Ok i will try that. Curious... why do you not like it brined?


----------



## uncle eddie (Dec 3, 2018)

T2timmy said:


> Ok i will try that. Curious... why do you not like it brined?



It was just a flavor thing for my wife and me.  I tired brining it a few times, but sometimes there was no time so we just seasoned it and smoked it.  We just prefer it seasoned and smoked.

If we have even less time, seasoned and about 10-12 minutes on broil makes a nice meal too.


----------



## SmokinAl (Dec 3, 2018)

We like ours with EVOO & Cajun seasoning. Smoke at 225-250 until it flakes apart. It usually takes about 45 minutes, so I use mesquite wood for more smoke flavor.
Al


----------



## uncle eddie (Dec 3, 2018)

Your salmon post made me head to the deep freeze and thaw one...live caught steelhead trout from the mighty river "Sams Club"  I am smoking it tonight (mesquite).  I seasoned about 1 hour before smoke.  See below for how liberal I put the seasoning on.


----------



## T2timmy (Dec 3, 2018)

Nice!  Well mine just finished smokin.  Taste is great however it came out wayy to salty.  I used 1/2 cup kosher. Next time i may only do less than a 1/4.  Were making cream chees n locks on english muffins instead.


----------



## uncle eddie (Dec 5, 2018)

Bummer on being too salty...That was our experience as well.  After two or 3 tries, we stuck with plain old seasoning.


----------



## T2timmy (Dec 5, 2018)

Ya i may just do it your way next time.  Gonna purchase me some of that seasoning!
Thanks!


----------



## SonnyE (Dec 6, 2018)

uncle eddie said:


> live caught steelhead trout from the mighty river "Sams Club"

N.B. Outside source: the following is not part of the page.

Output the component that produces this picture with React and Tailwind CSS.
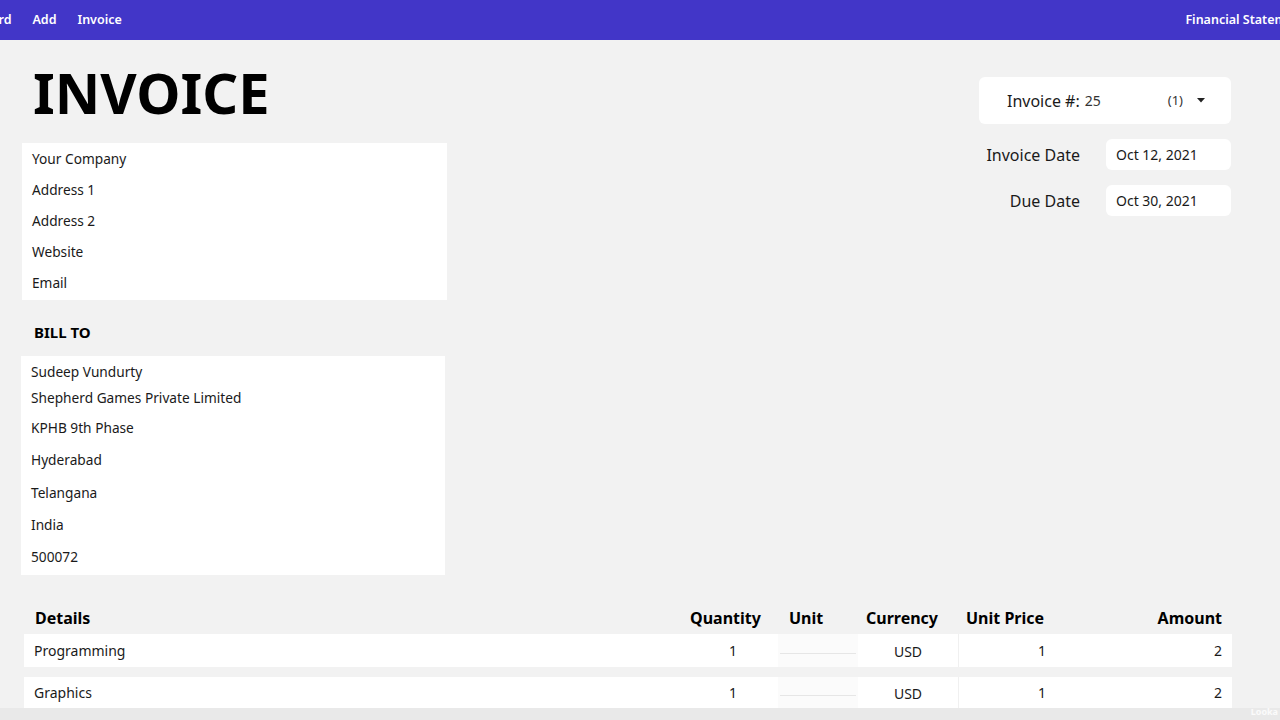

LMAO! I, too, never fail to "limit out" at Sam's Club.
I usually go for the Atlantic Farmed Salmon, frozen fillet.
(Because I'm the only one here that likes Salmon. So I may as well have it my way.)
But actually, my wife, who doesn't go fishing, even limits out on the Bonny, Bonny Banks of Sam's Club.

I do dry brine my Salmon. But I adjust the salt to ~1/2 the amount. Much better!
I follow Herb Good's method, which is an Old Fashioned method. I usually brine overnight (24 hours).



Bear's Step-By-Step is also foolproof and delicious!
But my second time using it I reduced the salt.
I'm on a low sodium diet, so probably more sensitive to salt in my food.


----------